The Moral Responsibility of Marketers
Thursday, April 23, 2009 at 12:57PM |
Sam Rosen One of the insights that’s recently been emerging in my experience—and between the founders of Culture51—is marketing does not simply reflect culture. It creates it.
What does that mean? Well, recently I've been watching an eye-opening documentary called The Century of the Self, by Adam Curtis. While a tad cynical for my taste, it explicates how, for the past century, marketers, PR professionals, and “ad men” have had a far greater influence over culture than most of us, myself included, know. And what I've been realizing is that many of the values, assumptions, and perspectives that I take for granted actually became woven into our societal fabric through marketers.
One man in particular, Edward Bernays, popularized not only Freud’s theories—he was Freud’s nephew, after all—but also used them, and in particular the idea that human beings are driven by irrational, unconscious fears and desires, to manipulate consumers to buy products they didn’t need.
Now, I don’t think this is all necessarily bad. Bernays, for example, understood that people buy not based on features, but on what the product can do for them, and how it makes them feel—the benefits.
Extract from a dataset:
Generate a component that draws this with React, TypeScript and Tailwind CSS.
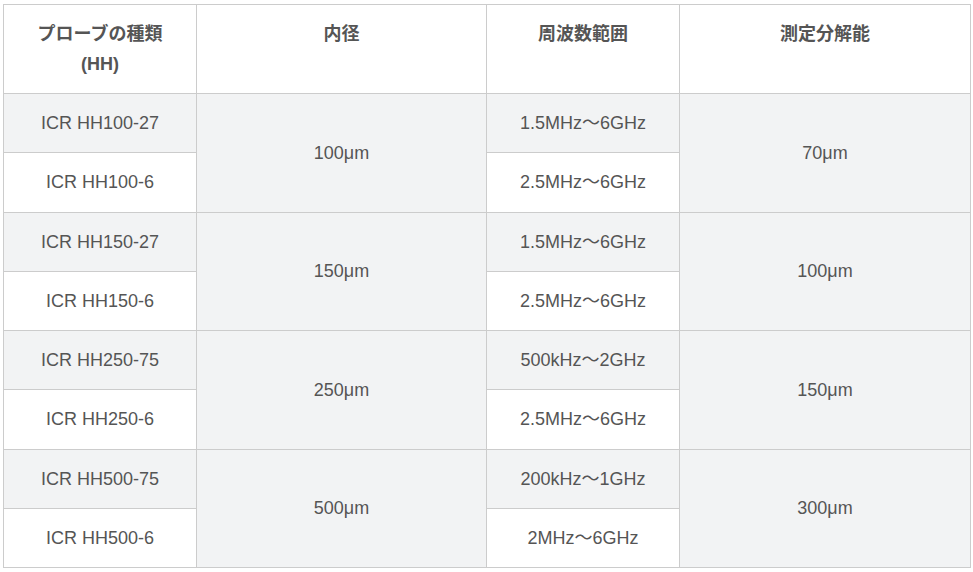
import { Fragment } from "react";

type Pair = {
  probes: [string, string];
  diameter: string;
  ranges: [string, string];
  resolution: string;
};

const rows: Pair[] = [
  { probes: ["ICR HH100-27", "ICR HH100-6"], diameter: "100μm", ranges: ["1.5MHz〜6GHz", "2.5MHz〜6GHz"], resolution: "70μm" },
  { probes: ["ICR HH150-27", "ICR HH150-6"], diameter: "150μm", ranges: ["1.5MHz〜6GHz", "2.5MHz〜6GHz"], resolution: "100μm" },
  { probes: ["ICR HH250-75", "ICR HH250-6"], diameter: "250μm", ranges: ["500kHz〜2GHz", "2.5MHz〜6GHz"], resolution: "150μm" },
  { probes: ["ICR HH500-75", "ICR HH500-6"], diameter: "500μm", ranges: ["200kHz〜1GHz", "2MHz〜6GHz"], resolution: "300μm" },
];

const cell = "border border-[#cccccc] px-4 py-[14px] text-center align-middle";
const head = "border border-[#cccccc] px-4 py-[13.75px] text-center align-top font-bold";
const shaded = "bg-[#f2f3f4]";

export default function App() {
  return (
    <div className="min-h-screen bg-white pl-[3px] pt-[4px] font-['Liberation_Sans','Noto_Sans_CJK_JP',sans-serif] text-[18px] leading-[30.25px] text-[#555555]">
      <table className="w-[967px] table-fixed border-collapse">
        <colgroup>
          <col className="w-[193px]" />
          <col className="w-[290px]" />
          <col className="w-[193px]" />
          <col className="w-[291px]" />
        </colgroup>
        <thead>
          <tr>
            <th className={head}>
              プローブの種類
              <br />
              (HH)
            </th>
            <th className={head}>内径</th>
            <th className={head}>周波数範囲</th>
            <th className={head}>測定分解能</th>
          </tr>
        </thead>
        <tbody>
          {rows.map((row) => (
            <Fragment key={row.probes[0]}>
              <tr>
                <td className={`${cell} ${shaded}`}>{row.probes[0]}</td>
                <td rowSpan={2} className={`${cell} ${shaded}`}>
                  {row.diameter}
                </td>
                <td className={`${cell} ${shaded}`}>{row.ranges[0]}</td>
                <td rowSpan={2} className={`${cell} ${shaded}`}>
                  {row.resolution}
                </td>
              </tr>
              <tr>
                <td className={`${cell} bg-white`}>{row.probes[1]}</td>
                <td className={`${cell} bg-white`}>{row.ranges[1]}</td>
              </tr>
            </Fragment>
          ))}
        </tbody>
      </table>
    </div>
  );
}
And that’s become a norm of marketing, one I find little problem with.
Where it becomes problematic, though, is in which desires we’re marketing to, and how and why we’re doing it.
Indeed, one of the reasons underlying our distrust of marketing is because its motive—its why—is often coming from one of separation. That is, there is the marketer and you, and the marketer doesn’t recognize your humanity as his own; to the contrary, his goal is to turn you into cash, at any cost deemed reasonable in the legal parameters of a modern economy. That can mean using sex, fear of social ostracization, degraded self-image, or a variety of other psychological tactics marketers employ on a daily basis to sell more product.
But what if, on the other hand, that marketer were to approach the growth of his company, and the sales of his product, from a motive of non-separation? In other words, what if he were to begin the process of convincing you why you should buy his product with the recognition that you and he are not separate, not at all, but are actually an expression of the same one consciousness, humanity, cosmos?
That would change things, would it not?
And what if that marketer were to recognize, and act from, the idea that not only are we all one, but that that oneness of which we are a part is actually the creative, or evolutionary, impulse itself? And that what that impulse demands is ever-higher degrees of authenticity, transparency, creativity, awareness, and shared humanity?
That, dear reader, is the premise of Evolutionary Marketing: that who we are at the deepest level is not separate, and, in fact, is the cosmos itself striving to become, to develop, to evolve.
Imagine the world we could create if that were the basis for our relationships. And imagine how marketing would transform—how it would make a radical leap from a separative force to one of truth, beauty, and goodness.